Par exemple, au coin des rues Crémazie et d'Iberville à Montréal, le nombre d'interactions entre piétons et véhicules est passé de 20,5 % avant les interventions à 5,1 % après. Le pourcentage de piétons qui se sont sentis pressés par les véhicules a aussi légèrement fléchi, passant de 51,5 % à 45,5 %. 

En revanche, à cette même intersection, la proportion de piétons qui estimaient que les véhicules roulaient plus rapidement que la vitesse permise est passée de 60 % avant les interventions à 71,4 % après. 

Les améliorations les plus importantes ont toutefois été constatées à l'intersection entre une rue locale et une artère, plutôt qu'à l'intersection entre deux artères, vraisemblablement parce qu'il est plus facile de modifier une rue locale (par exemple, en retranchant une voie de circulation) qu'une artère. 

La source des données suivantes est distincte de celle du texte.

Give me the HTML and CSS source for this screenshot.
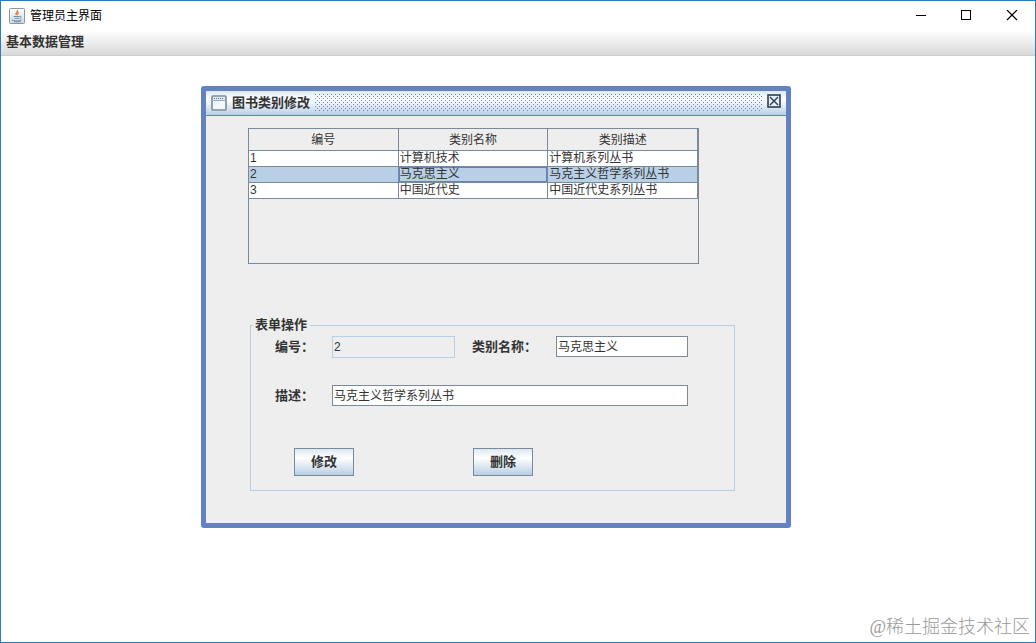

«Maintenant, on peut retourner vers les villes et leur dire, vous voyez, une suppression de voie, une interdiction du virage à droite sur le feu rouge, ça ne coûte pas si cher, a dit Mme Cloutier. L'idée du projet, au final, c'est d'avoir des exemples, des données, de ce qui fonctionne ou pas (pour améliorer la sécurité des piétons).» 

Améliorer le sentiment de sécurité des piétons, a-t-elle ajouté, améliorera aussi la propension des gens à marcher. 

«Si on attend le gros projet pour améliorer la situation à 100 %, a conclu Mme Cloutier, possiblement qu'on se prive de plus petites améliorations qui coûtent moins cher. Et si on fait de petites améliorations à chaque intersection, c'est tout le trajet qui va être plus sécuritaire.»